Tuesday, October 30, 2007

Update

The egg retrieval went good. We got there at 10 am and they took us to our own room. They started prepping me right away. The bad part was once the IV needle was in I became faint and they had to lower my bed which helped. Once I got in the procedure room things happened fast. The nurses, doctors and medical assistants were efficient, personable and very informative. They got me in the bed, gave me oxygen, put me in these crazy stir-ups (not your typical stir-ups) and then started the drugs. The good, sweet, wonderful drugs. I was conscious but sedated. The doctors came in and I started talking football to one of them and then I don't remember much. I felt two little pinches as he was puncturing the wall to get to the eggs. That is all I remember. I was back in my room with Jaime in no time. I was so drugged up, my blood pressure was as low as 87/43. They nurses checked on me every 5 minutes. Dr. Sherbahn came in to report they got 6 eggs; not bad, not great but good. The nurses had to give us our finally instructions and we were on our way home. I was a little nauseous on the way home but once I got on my couch I started feeling better, just some slight cramps.

Today was got the fertilization report. Of the 6 eggs, 5 were good and they were able to ICSI the five (inject sperm directly into the egg) and 4 fertilized. Tentative embryo transfer set is set for Thursday.

I'm happy and sad. I'm happy to know I have good eggs. I'm happy to know that my eggs and his sperm can fertilize. But I'm sad that we are doing a three day transfer vs. a five day transfer. Usually a five day transfer has higher success rates. I'm also sad that we only got 6 eggs. Some women can get 20 or 30! But it's all numbers and it can get very overwhelming. I have to just stop thinking about it and continue to do what I can do to make this work. I have to let go, and trust the doctors and God.

So my feelings today were:
  • Great! They fertilized 4 eggs.
  • Only 4?
  • Why can't I get pregnant, I'm healthy, I take care of my body, I want a baby. I'm sick of people around me getting pregnant that aren't even planning it!
  • OK, at least we know my eggs are good.
  • We do have two more chances if this doesn't work.
  • God is in control.
  • I can't believe I have to get a 1 1/2 inch needle shoved into my rear tonight.
  • Wow, right now down in Gurnee, IL our babies are being created in a dish. Our babies. A piece of me and Jaime.
  • Just pray hard for strong embryos.
I'll let you know tomorrow how bad that progesterone shot really is. Ugh.

6 comments:

Melanie said...

Sounds like everything went well. I really enjoy reading your blog. It is extremely helpful to know I am not alone.

Unknown said...

Hey... it only takes one embroyo to work right? Don't get too down... this is all going to work out for you!

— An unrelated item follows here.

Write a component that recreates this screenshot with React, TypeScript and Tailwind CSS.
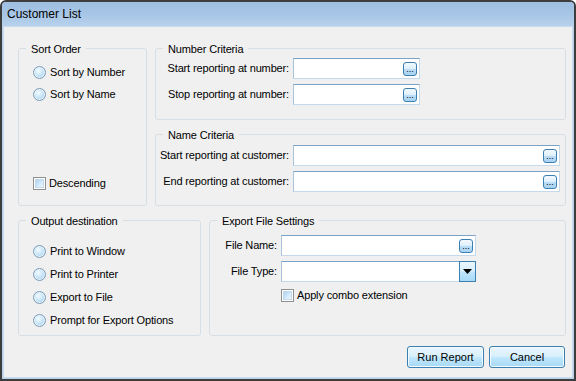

Let me know how that shot is... I have to start my stims next week! I have had those before... but not that progesterone shot. I didn't have those with the IUI superovulation cycles.

Good luck to you!

Anonymous said...

Oooh! I know there are some drawbacks, but this sounds very positive! I prayed for you last night and will continue to. Just remember, you may "only" have 4 embryos, but it just takes one good one to stick. Even if you had 30, it just takes one. Good luck!!

Erin said...

Wow. What a crazy process. I wish you all the best and I'll keep praying. I already can't wait for more updates!!!!

I think I'm dying. said...

Good luck tomorrow with everything! I'm still hoping for all the best!

Elizabeth said...

"God is in control." I'm so glad that you have a strong faith and I know that you totally believe that statement. That's all you need to beleive!

I'm praying for you and hubby and am looking forward to the day when you can tell us your EDD!